## OBJECTIVE
Below this line are records; write out exactly the lines from the one containing "Rebuild this screenshot" through the one containing "const buttons = ['', 'SHOW", with the pictures left out.

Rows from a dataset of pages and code
________
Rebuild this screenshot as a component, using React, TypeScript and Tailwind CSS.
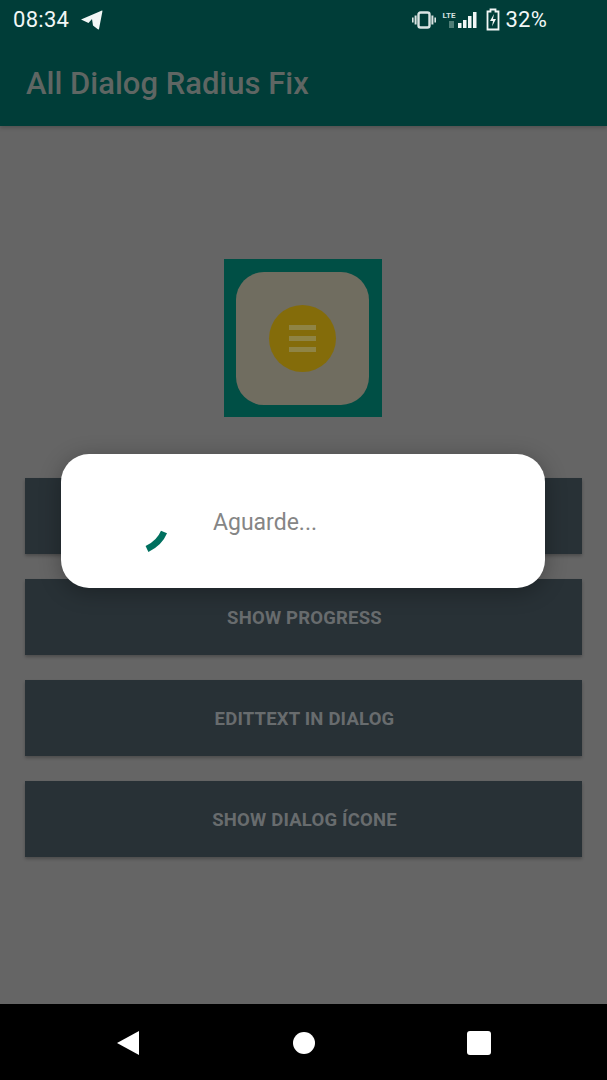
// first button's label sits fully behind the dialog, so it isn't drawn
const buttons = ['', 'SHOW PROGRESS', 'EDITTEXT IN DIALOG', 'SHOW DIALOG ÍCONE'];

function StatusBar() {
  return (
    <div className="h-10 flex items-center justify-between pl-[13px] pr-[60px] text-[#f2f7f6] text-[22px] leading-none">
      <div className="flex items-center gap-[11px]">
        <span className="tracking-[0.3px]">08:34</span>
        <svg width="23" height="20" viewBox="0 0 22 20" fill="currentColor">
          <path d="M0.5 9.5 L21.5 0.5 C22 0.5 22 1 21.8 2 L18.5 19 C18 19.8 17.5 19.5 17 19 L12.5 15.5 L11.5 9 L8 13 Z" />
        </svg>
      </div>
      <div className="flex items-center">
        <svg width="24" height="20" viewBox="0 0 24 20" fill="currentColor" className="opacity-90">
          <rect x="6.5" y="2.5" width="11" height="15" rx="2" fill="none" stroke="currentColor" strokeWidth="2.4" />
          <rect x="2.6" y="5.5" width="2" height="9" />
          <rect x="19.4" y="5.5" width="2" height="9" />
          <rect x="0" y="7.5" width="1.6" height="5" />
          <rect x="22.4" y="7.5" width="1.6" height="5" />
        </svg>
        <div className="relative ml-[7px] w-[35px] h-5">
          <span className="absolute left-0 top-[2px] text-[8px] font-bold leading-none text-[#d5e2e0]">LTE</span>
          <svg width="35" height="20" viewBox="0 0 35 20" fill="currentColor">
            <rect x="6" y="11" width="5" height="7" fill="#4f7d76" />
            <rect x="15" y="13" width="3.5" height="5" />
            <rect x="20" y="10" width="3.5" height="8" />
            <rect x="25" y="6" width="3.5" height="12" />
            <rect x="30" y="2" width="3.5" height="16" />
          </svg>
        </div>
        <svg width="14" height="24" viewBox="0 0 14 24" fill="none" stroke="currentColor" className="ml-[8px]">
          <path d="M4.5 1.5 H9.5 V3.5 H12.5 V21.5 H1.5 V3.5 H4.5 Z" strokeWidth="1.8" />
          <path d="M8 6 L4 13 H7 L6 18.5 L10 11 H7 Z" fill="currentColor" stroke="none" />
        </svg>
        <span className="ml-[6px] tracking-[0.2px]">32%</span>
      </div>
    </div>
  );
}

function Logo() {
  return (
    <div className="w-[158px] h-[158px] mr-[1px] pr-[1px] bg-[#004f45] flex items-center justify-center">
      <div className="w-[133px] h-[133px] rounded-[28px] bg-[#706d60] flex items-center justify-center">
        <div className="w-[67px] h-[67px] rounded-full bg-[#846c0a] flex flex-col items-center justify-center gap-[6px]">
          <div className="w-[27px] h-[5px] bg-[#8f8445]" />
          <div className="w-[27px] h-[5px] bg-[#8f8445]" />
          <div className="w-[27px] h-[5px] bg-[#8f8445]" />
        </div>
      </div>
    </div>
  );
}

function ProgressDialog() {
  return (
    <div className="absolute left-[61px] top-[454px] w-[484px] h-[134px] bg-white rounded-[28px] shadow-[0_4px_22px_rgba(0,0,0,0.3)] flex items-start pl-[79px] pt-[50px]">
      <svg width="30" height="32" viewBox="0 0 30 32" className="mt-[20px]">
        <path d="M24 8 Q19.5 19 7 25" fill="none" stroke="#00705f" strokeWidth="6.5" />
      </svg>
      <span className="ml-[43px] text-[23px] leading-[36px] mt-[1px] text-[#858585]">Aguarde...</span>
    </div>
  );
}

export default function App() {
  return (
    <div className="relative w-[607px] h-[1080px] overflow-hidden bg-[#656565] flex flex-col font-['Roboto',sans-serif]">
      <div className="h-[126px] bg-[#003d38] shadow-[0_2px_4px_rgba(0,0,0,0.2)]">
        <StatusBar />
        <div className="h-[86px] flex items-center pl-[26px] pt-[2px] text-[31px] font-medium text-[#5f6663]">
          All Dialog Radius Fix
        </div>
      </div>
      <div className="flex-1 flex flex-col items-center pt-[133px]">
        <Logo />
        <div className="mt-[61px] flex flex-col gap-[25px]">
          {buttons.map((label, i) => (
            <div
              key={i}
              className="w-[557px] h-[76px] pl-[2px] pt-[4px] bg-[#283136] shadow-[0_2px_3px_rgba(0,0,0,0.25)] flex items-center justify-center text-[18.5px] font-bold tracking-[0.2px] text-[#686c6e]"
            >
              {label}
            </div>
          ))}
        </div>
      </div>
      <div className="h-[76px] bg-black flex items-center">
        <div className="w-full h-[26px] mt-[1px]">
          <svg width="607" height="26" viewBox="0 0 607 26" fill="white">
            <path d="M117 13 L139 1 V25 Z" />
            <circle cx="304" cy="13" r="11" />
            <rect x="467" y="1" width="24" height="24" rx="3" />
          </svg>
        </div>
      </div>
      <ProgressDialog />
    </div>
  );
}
________
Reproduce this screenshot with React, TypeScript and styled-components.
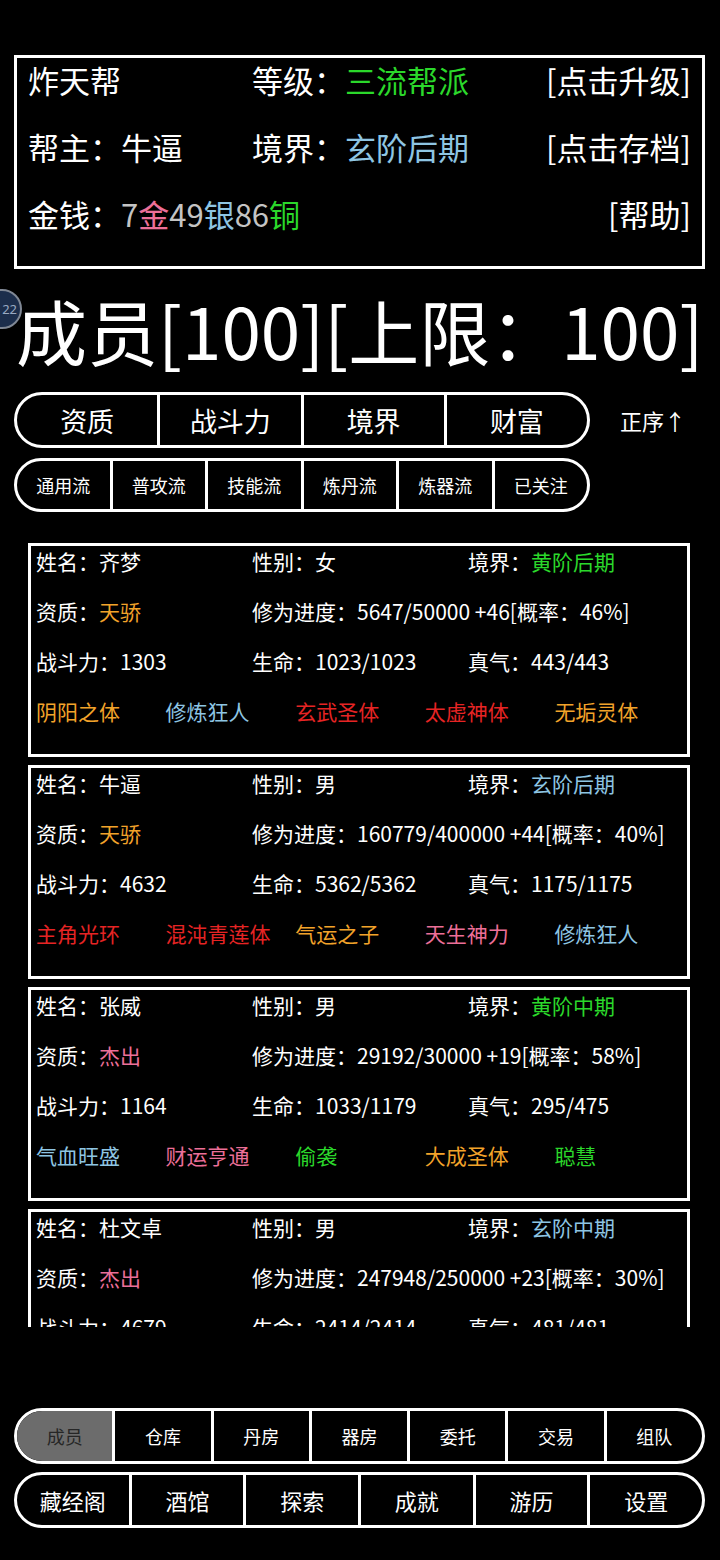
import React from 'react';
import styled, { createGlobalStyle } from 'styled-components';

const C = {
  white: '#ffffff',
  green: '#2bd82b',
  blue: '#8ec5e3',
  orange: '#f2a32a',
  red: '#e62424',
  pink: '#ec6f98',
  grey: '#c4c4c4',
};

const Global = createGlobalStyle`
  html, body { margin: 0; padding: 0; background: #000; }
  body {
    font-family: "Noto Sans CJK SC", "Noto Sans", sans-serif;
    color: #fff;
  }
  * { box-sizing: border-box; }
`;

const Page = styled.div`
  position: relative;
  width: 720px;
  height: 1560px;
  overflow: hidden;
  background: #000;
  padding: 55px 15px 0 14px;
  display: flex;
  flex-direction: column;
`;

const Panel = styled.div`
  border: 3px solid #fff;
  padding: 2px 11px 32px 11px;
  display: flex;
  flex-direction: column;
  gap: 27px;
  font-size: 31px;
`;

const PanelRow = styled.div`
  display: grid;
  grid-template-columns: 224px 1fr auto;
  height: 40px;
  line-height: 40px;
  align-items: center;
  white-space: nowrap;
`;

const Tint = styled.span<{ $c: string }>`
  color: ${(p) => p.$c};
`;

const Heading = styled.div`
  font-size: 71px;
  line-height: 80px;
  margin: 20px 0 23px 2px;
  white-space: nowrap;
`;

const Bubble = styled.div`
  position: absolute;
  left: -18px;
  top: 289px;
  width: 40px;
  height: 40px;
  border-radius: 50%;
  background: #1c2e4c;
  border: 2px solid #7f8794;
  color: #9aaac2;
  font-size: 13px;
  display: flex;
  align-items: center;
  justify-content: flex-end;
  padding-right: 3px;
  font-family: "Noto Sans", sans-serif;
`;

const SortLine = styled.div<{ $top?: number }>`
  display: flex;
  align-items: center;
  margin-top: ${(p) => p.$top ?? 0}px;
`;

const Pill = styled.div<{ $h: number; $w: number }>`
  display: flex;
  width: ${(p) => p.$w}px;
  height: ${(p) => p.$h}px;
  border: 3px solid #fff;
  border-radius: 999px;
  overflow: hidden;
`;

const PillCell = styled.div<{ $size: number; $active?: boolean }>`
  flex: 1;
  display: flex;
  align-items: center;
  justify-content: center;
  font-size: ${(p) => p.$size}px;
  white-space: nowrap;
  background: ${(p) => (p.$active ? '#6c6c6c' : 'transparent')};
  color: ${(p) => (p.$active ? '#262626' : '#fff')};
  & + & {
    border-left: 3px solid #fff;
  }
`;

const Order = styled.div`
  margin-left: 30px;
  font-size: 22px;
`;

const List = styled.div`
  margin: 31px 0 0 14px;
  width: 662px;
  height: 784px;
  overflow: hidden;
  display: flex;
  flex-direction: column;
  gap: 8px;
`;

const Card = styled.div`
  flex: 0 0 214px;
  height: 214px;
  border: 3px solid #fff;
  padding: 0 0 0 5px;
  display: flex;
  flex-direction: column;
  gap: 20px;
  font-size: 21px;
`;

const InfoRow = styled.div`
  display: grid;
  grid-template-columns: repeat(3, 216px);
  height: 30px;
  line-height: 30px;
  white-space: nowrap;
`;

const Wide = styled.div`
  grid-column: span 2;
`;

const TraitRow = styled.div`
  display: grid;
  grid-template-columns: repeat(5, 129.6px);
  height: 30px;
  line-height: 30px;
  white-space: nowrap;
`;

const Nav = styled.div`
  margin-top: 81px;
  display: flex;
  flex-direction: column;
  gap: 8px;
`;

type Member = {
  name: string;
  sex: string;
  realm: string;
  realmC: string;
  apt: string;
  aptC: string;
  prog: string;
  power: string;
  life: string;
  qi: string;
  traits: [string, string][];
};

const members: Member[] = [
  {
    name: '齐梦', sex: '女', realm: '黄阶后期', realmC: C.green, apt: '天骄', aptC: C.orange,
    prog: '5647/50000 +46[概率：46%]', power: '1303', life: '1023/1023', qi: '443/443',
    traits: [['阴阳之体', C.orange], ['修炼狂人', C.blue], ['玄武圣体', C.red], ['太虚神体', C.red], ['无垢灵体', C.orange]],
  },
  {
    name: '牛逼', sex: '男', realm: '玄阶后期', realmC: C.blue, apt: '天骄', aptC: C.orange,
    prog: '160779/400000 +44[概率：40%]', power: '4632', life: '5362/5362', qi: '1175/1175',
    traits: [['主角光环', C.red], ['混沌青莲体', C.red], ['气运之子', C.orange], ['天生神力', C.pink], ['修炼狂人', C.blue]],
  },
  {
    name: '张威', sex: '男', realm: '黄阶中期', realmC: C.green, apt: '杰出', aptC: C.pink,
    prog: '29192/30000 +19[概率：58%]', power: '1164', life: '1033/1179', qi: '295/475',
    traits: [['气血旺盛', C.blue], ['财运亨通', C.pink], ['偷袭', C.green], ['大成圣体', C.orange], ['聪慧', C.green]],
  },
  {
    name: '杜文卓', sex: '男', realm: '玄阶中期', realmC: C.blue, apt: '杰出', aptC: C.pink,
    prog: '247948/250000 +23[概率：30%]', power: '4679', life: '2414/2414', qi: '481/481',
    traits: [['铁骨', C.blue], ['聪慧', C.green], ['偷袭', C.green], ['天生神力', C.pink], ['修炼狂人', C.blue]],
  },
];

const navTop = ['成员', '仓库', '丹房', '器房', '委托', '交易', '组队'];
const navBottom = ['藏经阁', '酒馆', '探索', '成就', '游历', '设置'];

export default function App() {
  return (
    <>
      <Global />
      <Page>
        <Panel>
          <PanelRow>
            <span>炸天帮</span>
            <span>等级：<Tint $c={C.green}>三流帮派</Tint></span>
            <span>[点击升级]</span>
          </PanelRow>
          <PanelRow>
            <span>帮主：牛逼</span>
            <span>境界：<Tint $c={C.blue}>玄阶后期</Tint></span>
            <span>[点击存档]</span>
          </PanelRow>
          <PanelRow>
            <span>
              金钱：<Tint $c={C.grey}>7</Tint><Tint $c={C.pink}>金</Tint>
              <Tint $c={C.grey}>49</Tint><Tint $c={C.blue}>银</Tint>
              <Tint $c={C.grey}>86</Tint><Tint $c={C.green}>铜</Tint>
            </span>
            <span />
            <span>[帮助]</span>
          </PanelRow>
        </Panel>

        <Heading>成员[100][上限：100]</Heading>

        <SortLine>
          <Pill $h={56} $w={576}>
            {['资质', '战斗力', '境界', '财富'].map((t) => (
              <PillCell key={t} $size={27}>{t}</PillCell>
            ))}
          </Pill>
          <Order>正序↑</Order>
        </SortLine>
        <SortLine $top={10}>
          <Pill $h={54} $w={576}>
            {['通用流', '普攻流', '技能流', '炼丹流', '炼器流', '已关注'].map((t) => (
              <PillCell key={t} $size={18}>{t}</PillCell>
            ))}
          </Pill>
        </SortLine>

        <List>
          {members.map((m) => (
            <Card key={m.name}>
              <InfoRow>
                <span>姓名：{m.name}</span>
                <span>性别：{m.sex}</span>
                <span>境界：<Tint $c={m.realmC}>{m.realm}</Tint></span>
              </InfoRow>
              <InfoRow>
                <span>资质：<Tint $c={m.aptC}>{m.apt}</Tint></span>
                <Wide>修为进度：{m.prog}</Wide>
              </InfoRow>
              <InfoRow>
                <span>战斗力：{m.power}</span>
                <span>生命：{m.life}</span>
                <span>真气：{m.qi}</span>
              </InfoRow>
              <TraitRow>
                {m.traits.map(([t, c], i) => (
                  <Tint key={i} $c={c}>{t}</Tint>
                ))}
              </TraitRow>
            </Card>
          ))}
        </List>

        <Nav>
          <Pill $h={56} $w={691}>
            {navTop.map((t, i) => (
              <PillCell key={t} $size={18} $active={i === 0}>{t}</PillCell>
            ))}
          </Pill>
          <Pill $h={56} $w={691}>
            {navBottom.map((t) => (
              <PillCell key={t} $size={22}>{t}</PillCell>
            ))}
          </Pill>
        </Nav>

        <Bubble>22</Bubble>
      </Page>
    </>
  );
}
________
## ANSWER IN FULL
Rebuild this screenshot as a component, using React, TypeScript and Tailwind CSS.
// first button's label sits fully behind the dialog, so it isn't drawn
const buttons = ['', 'SHOW PROGRESS', 'EDITTEXT IN DIALOG', 'SHOW DIALOG ÍCONE'];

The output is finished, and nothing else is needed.